When changing ink suppliers, a complete reformulation and new fingerprinting of the press are required. Assuming a PMS 485 from Supplier A is identical to PMS 485 from Supplier B is a common error. Spectral analysis usually reveals distinct differences in pigment formulation.
A robust QC protocol is the final gatekeeper before product shipment. This checklist removes the reliance on memory and enforces a systematic review of critical attributes. It ensures that the science of color management is validated by visual and empirical evidence.
This process must be documented. The data gathered during the QC check serves as a Certificate of Analysis (COA) for the brand, proving that the run remained within the agreed-upon Delta E tolerances throughout the production volume.
The first step is verifying the viewing condition. The proof must be examined in a light booth calibrated to D50 ISO standards. Viewing proofs near a window or under office lighting introduces uncontrolled variables that render visual approval invalid.
Verify that the spectrophotometer is set to the correct status (typically Status T or E) and illuminant observer settings (D50/2°). A mismatch in calculator settings will yield a failing dE number on a visually perfect label.

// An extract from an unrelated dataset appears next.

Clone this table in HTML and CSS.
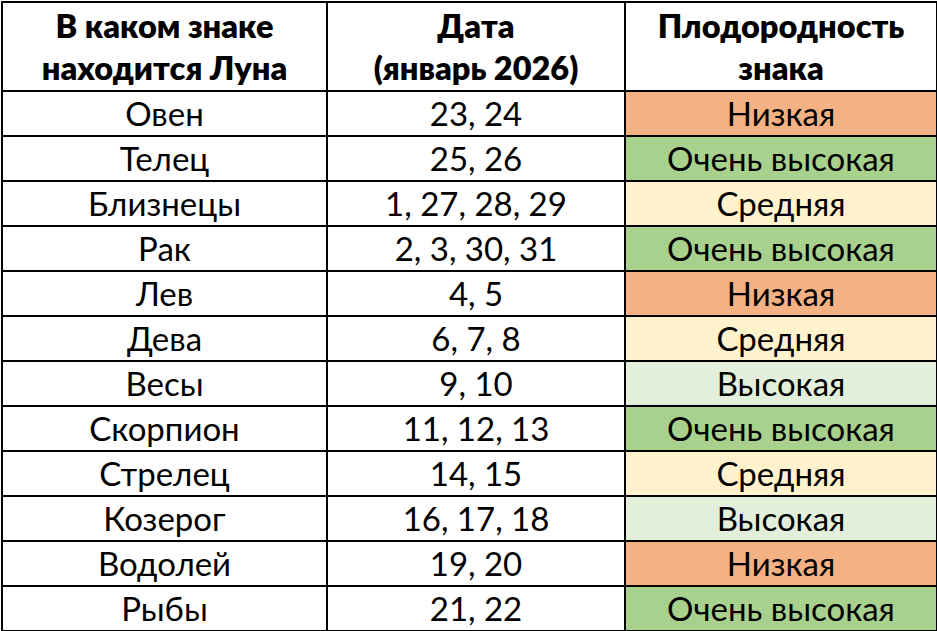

Check for standard color bars. The press operator must have measurable patches of solid CMYK, overprints, and critical spot colors. Measuring directly in the image area is unreliable due to variations in coverage and screening; control bars provide the truth.
Registration and trapping must be inspected under magnification. Even if the solid colors have a low Delta E, poor registration causes the rosette patterns to shift, creating visual color shifts to the naked eye known as "moire" or hue rotation, which spectral data might miss on solid patches.
Finally, compare the current sample against the Master Digital Standard, not the last run. Calculate the dE00. If it falls within the < 2.0 tolerance (or agreed metric), the color is approved. If not, the press must be adjusted before production continues.